"This Year's Girl" / Elvis Costello
My New Year's resolution: Stop worrying about whether I write too often about the same few artists, and 'fess up to the truth--most of the time the songs in my head are just an endless loop of Nick Lowe, the Kinks, and Elvis Costello. Not that I'm complaining.
Elvis' 1978 album This Year's Model was, is, and always will be one of the Great Albums of My Life. I distinctly remember the first time I heard it, the afternoon when my friend Craig sat me down on the futon in his sublet on East 12th Street and told me he had found a new artist I really had to listen to. I can still hear the needle being set down on the vinyl, the hiss of the stereo before it found the groove. Then, wham! Elvis' frantic half-whispered "I don't wanna kiss you, I don't wannna touch" and an abrupt crash of drums, guitar, and assertive organ, and we were off to the races.
"This Year's Girl"--it's sort of the title track, sorta not. After his out-of-nowhere debut My Aim Is True, on this album Elvis was dealing with his new celebrity, and his violent ambivalence about the ultra-trendy scene. (Violent ambivalence--is that a contradiction in terms? Not with Elvis. Back then Elvis could muster violent feelings about anything.)
"This Year's Girl" gets right to the heart of it, to his disgusted fascination with some It Girl or other. I always imagine her like Julie Christie in that devastating 1960s film Darling: bopping down a London street, her blond hair perfectly bouffant, swinging a tiny purse by a long strap. No matter how horrible she's been to Dirk Bogarde, I still want to be her. Same thing with Elvis' love-hate object: On one level I despise her as much as he wants me to, but there's another side of me that still desires her It-ness. And Elvis does too; he just can't shake it. He hates himself for it. Face it: Who doesn't want to be, or be with, This Year's Girl?
She's the girl you can't get away from -- "See her picture in a thousand places / 'Cause she's this year's girl. / You think you all own little pieces of this year's girl." Elvis, the master of clever almost-rhymes nobody ever used before, scornfully declares: "Forget your fancy manners / Forget your English grammar, / 'Cause you don't really give a damn / About this year's girl." Oh, yeah? Who doesn't give a damn? He may not use the first person, but it's pretty hard not to connect the singer himself with leering images like "You want her broken with her mouth wide open" or "You see yourself rolling on the carpet / With this year's girl." Jeez, with fantasies that vivid, who needs to actually make it with this babe?

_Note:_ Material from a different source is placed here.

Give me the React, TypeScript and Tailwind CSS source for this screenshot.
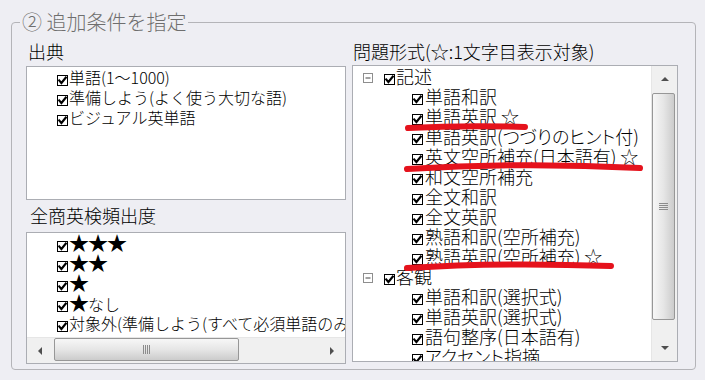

He knows there's no there there. "Never knowing it's a real attraction, / All these promises of satisfaction, / While she's being bored to distraction / Being this year's girl." Can't you just see her sullen mouth and vacant eyes? It might be Bebe Buell, might be Paris Hilton; it doesn't really matter who she is. In the bridge, he tries to imagine her perspective --"Time's running out / She's not happy with the cost" -- but he can't identify, not like he can with the sick longings of her admirers. The jerky punk rhythms, those bashing drumbeats, Elvis's stabbing staccato vocal gulps--this goes way past social satire, into self-flagellation. At the end, he spits out rhyme upon rhyme, image after desperate image: "Those disco synthesizers, Those daily tranquilizers, / Those body building prizes, Those bedroom alibis, /All this, but no surprises for this year's girl." And whirling around it all are Steve Nieve's minor-key organ riffs, a funhouse sound that tips from cheesiness into cruelty.

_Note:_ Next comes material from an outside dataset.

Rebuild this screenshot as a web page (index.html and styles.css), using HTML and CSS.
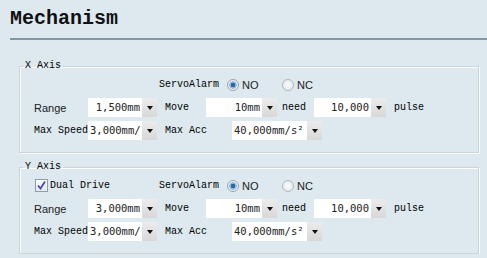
FILE: index.html
```html
<!DOCTYPE html>
<html lang="en">
<head>
  <meta charset="UTF-8">
  <title>Mechanism</title>
  <link rel="stylesheet" href="styles.css">
</head>
<body>
  <h1 class="title">Mechanism</h1>

  <fieldset class="axis">
    <legend>X Axis</legend>
    <div class="row">
      <span class="lead"></span>
      <span class="lbl servo">ServoAlarm</span>
      <span class="opt"><span class="radio on"></span>NO</span>
      <span class="opt"><span class="radio"></span>NC</span>
    </div>
    <div class="row">
      <span class="lbl sans first">Range</span>
      <span class="sel w69 right"><span class="val">1,500mm</span><span class="arrow"></span></span>
      <span class="lbl move">Move</span>
      <span class="sel w71 right"><span class="val">10mm</span><span class="arrow"></span></span>
      <span class="lbl need">need</span>
      <span class="sel w72 right"><span class="val">10,000</span><span class="arrow"></span></span>
      <span class="lbl pulse">pulse</span>
    </div>
    <div class="row">
      <span class="lbl first">Max Speed</span>
      <span class="sel w69"><span class="val">3,000mm/</span><span class="arrow"></span></span>
      <span class="lbl acc">Max Acc</span>
      <span class="sel w90"><span class="val">40,000mm/s²</span><span class="arrow"></span></span>
    </div>
  </fieldset>

  <fieldset class="axis second">
    <legend>Y Axis</legend>
    <div class="row">
      <span class="lead"><span class="check"><svg width="11" height="11" viewBox="0 0 11 11"><path d="M2 5.5 L4.5 8.5 L9 1.5" fill="none" stroke="#4b46b4" stroke-width="1.8"/></svg></span><span class="lbl">Dual Drive</span></span>
      <span class="lbl servo">ServoAlarm</span>
      <span class="opt"><span class="radio on"></span>NO</span>
      <span class="opt"><span class="radio"></span>NC</span>
    </div>
    <div class="row">
      <span class="lbl sans first">Range</span>
      <span class="sel w69 right"><span class="val">3,000mm</span><span class="arrow"></span></span>
      <span class="lbl move">Move</span>
      <span class="sel w71 right"><span class="val">10mm</span><span class="arrow"></span></span>
      <span class="lbl need">need</span>
      <span class="sel w72 right"><span class="val">10,000</span><span class="arrow"></span></span>
      <span class="lbl pulse">pulse</span>
    </div>
    <div class="row">
      <span class="lbl first">Max Speed</span>
      <span class="sel w69"><span class="val">3,000mm/</span><span class="arrow"></span></span>
      <span class="lbl acc">Max Acc</span>
      <span class="sel w90"><span class="val">40,000mm/s²</span><span class="arrow"></span></span>
    </div>
  </fieldset>
</body>
</html>
```

FILE: styles.css
```css
body { margin: 0; background: #dde9ee; font-family: "Liberation Mono", monospace; color: #000; }

.title { margin: 0 0 0 10px; padding: 7px 0 7px 0; font-size: 20px; line-height: 24px; font-weight: bold; color: #111; border-bottom: 2px solid #8197a0; }

.axis { margin: 20px 8px 0 19px; padding: 1px 10px 10px 3px; border: 1px solid #c9d5da; box-shadow: inset 1px 1px 0 #fff, 1px 1px 0 #fff; }
.axis.second { margin-top: 8px; }
.axis legend { padding: 0 2px; font-size: 10px; line-height: 12px; }

.row { display: flex; align-items: center; height: 23px; padding-left: 11px; }
.lbl { font-size: 10px; white-space: nowrap; }
.sans { font-family: "Liberation Sans", sans-serif; font-size: 11px; color: #222; }
.first { width: 54px; flex: none; }
.lead { width: 125px; flex: none; display: flex; align-items: center; }
.servo { width: 68px; }
.move { width: 41px; margin-left: 8px; }
.need { width: 32px; margin-left: 5px; }
.pulse { margin-left: 8px; }
.acc { width: 67px; margin-left: 8px; }

.opt { width: 55px; display: flex; align-items: center; font-family: "Liberation Sans", sans-serif; font-size: 11px; color: #222; }
.radio { width: 10px; height: 10px; margin-right: 3px; border: 1px solid #b0b8be; border-radius: 50%; background: radial-gradient(circle, #fbfcfd, #dfe4e8); }
.radio.on { border-color: #97a3ac; background: radial-gradient(circle, #2a66a8 0 2px, #8fb8dc 2.5px 3.5px, #eef2f5 4px); }

.check { width: 11px; height: 11px; margin: 0 2px 0 1px; border: 1px solid #8a9fae; background: linear-gradient(#fdfdfd, #e3e8ec); display: flex; }

.sel { display: flex; height: 19px; flex: none; background: #fff; }
.sel .val { flex: 1; overflow: hidden; white-space: nowrap; padding: 0 2px; font-family: "DejaVu Sans Mono", monospace; font-size: 10.5px; line-height: 19px; color: #222; }
.sel.right .val { text-align: right; }
.sel .arrow { width: 15px; flex: none; background: linear-gradient(#ececec, #d8d8d8); display: flex; align-items: center; justify-content: center; }
.sel .arrow::after { content: ""; border-left: 3.5px solid transparent; border-right: 3.5px solid transparent; border-top: 4px solid #111; }
.w69 { width: 69px; }
.w71 { width: 71px; }
.w72 { width: 72px; }
.w90 { width: 90px; }
```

When I first fell in love with Elvis, I was an eager 20-something, freshly moved to the Big City, ready to make my mark on the scene. I wanted to be This Year's Girl, not to see her put down by a skinny English punk in nerdy glasses. But then, I'm an absolute sucker for snarky lyrics and biting wit; how could I resist Elvis Costello?
This Year's Girl sample
3 comments:
Excelent, excellent blog! Thanks for your comment on Nick Lowe. The dude is one amazing songwriter, and the positive effect (I believe) he had on Elvis Costello in particular was substantial. The Similarities between Nick's When I Write The Book compared to Costello's Everyday I Write the Book (which was released a full 3 years AFTER Nick's tune) astounds me. Not taking anything away from Elvis, he's surely one of my favorites, and an original songwriter, but the two are just simpatico to the nth degree!
I hope you don't mind, but I have included a link to your excellent blog on mine. Come back often, it's good to have some educated responses!!
ohohohohoh, and Nick's Little Hitler, and Elvis' Two Little Hitlers from Armed Forces!
Damn, now I'll have to REALLY research this...
Plus I think I read that Elvis wanted to name This Year's Model something like Little Hitler, and Nick talked him out of it -- then wrote his own song as an in-joke. Are these guys fun or what?
BTW I love your blog too (follow the link, folks)-- your taste in music is faultless, and anybody who loves both Christopher Guest movies AND Don Martin cartoons must have his head screwed on right.